Forex Education

How a forex journal, risk management plan, and position sizing process work together

Many traders learn these topics separately. In practice, they belong to one workflow. A forex trading journal helps you review behavior, risk management defines the rules that protect the account, and position sizing turns those rules into a real trade size before execution.

Why traders should think of these as one system

A trading journal tells you what actually happened. Risk management tells you what was supposed to happen. Position sizing is how you make sure the next trade fits the plan before money is exposed.

If one piece is missing, the process becomes weaker. A journal without risk control can document repeated mistakes without fixing them. Risk rules without journaling can look good on paper while execution keeps drifting. Position sizing without review becomes a math step with no accountability behind it.

That is why disciplined traders treat journaling, account protection, and sizing as connected habits rather than separate tools.

What the forex trading journal adds to the process

A forex trading journal is not only for recording profit and loss. It gives you a place to track the trade idea, the direction, the setup quality, whether the checklist was followed, how the risk was defined, and what happened after the trade closed.

Over time, that record helps you answer better questions. Are you taking the wrong setups, or are you taking the right setups with poor size? Are your losses coming from normal variance, or from ignoring your own account rules? Are you moving stops, revenge trading, or oversizing after a strong win?

Without that review process, many traders are left with feelings and guesses instead of evidence.

What risk management contributes before the trade begins

Risk management sets the boundaries of the trade before execution. It answers questions like how much of the account can be risked, how many trades should be taken in one day, how much drawdown is acceptable, and when trading should stop after a bad sequence.

These rules matter because the market will eventually test your discipline. A trader who does not define acceptable damage in advance is much more likely to improvise under stress.

This is especially important for prop firm traders, because daily loss limits and total drawdown rules turn sloppy risk control into an immediate business problem.

Where position sizing fits

Position sizing is the bridge between your risk rule and the actual trade. It converts a planned loss amount into a lot size using the stop loss distance and the instrument’s pip value.

This is why traders should not pick size first and then force the stop to match it. The sequence should go the other way. Decide the account risk, place the stop where the trade idea is invalid, and then calculate the correct size.

When this step is skipped, the trade may still look organized, but the account exposure can be completely out of proportion to the setup.

A simple workflow traders can actually follow

Step 1

Plan the trade and define the invalidation

Start with the setup, the direction, and the level where the trade is wrong. This gives the stop loss a logical foundation.

Step 2

Apply your account risk rule

Decide the dollar risk or percent risk that fits the active account, daily rules, and any prop drawdown limits.

Step 3

Calculate the position size

Use the stop loss distance and pip value to calculate the lot size that keeps the full stop-out inside the planned risk.

Step 4

Journal the outcome and review the behavior

Record whether the trade followed the plan, whether the size was correct, and what should be repeated or corrected next time.

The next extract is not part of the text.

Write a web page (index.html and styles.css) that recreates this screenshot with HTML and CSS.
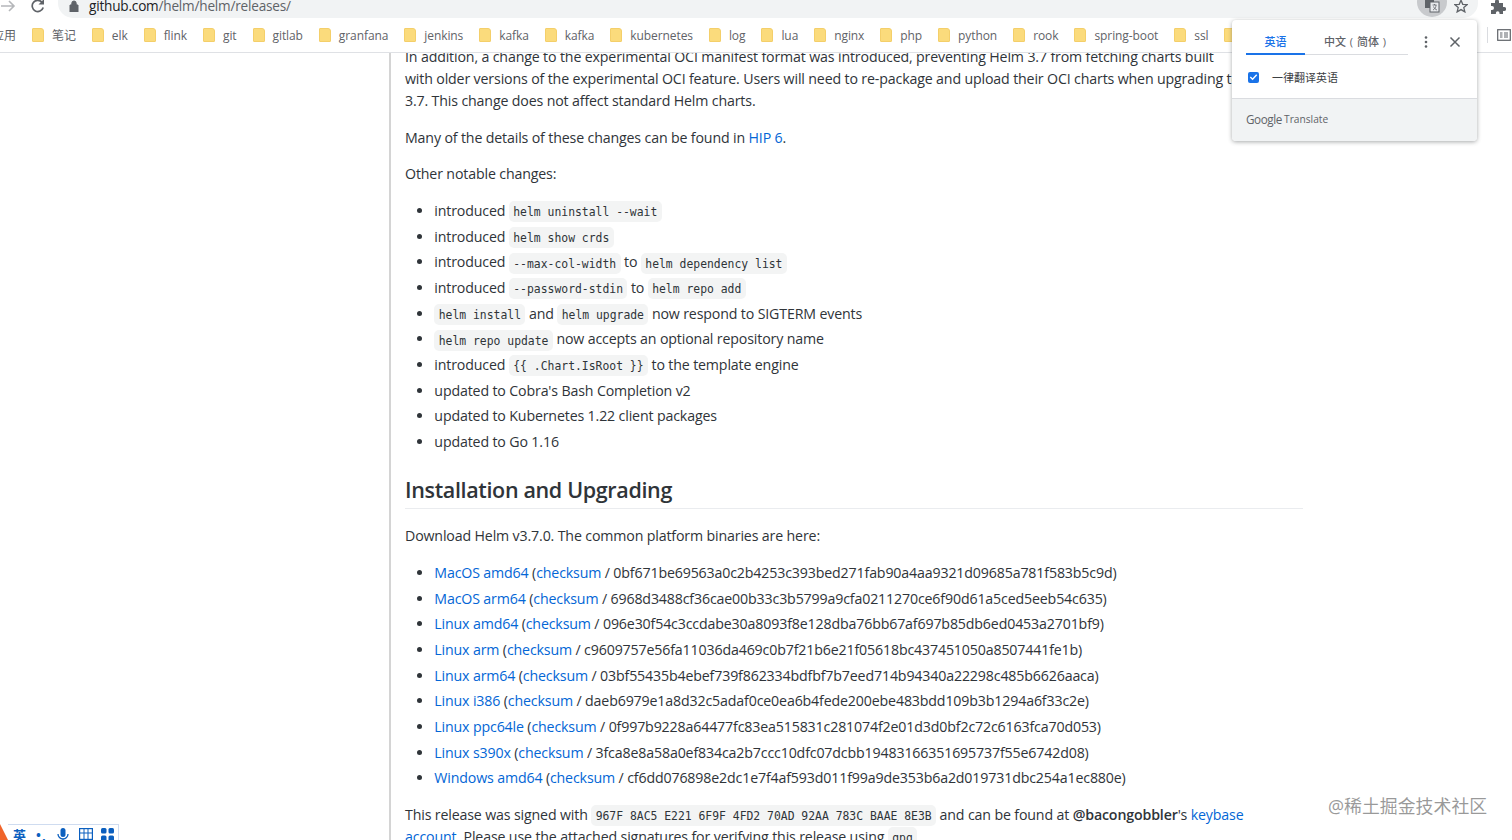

Common breakdowns traders can catch with this approach

When journaling, risk management, and position sizing are connected, traders can spot issues that would otherwise hide inside a win or a loss. A profitable trade can still reveal bad behavior if it was oversized. A losing trade can still be a good trade if the setup was valid and the risk was handled correctly.

This is one of the biggest mindset shifts for newer traders. The goal is not to judge every trade by profit alone. The goal is to judge whether the decision matched the process.

That is how consistency is built. You review the process, not just the outcome.

Bottom line

A forex journal is how you review the work. Risk management is how you define acceptable exposure. Position sizing is how you put that exposure into the trade.

When the three are connected, trading becomes more measurable, more disciplined, and easier to improve over time.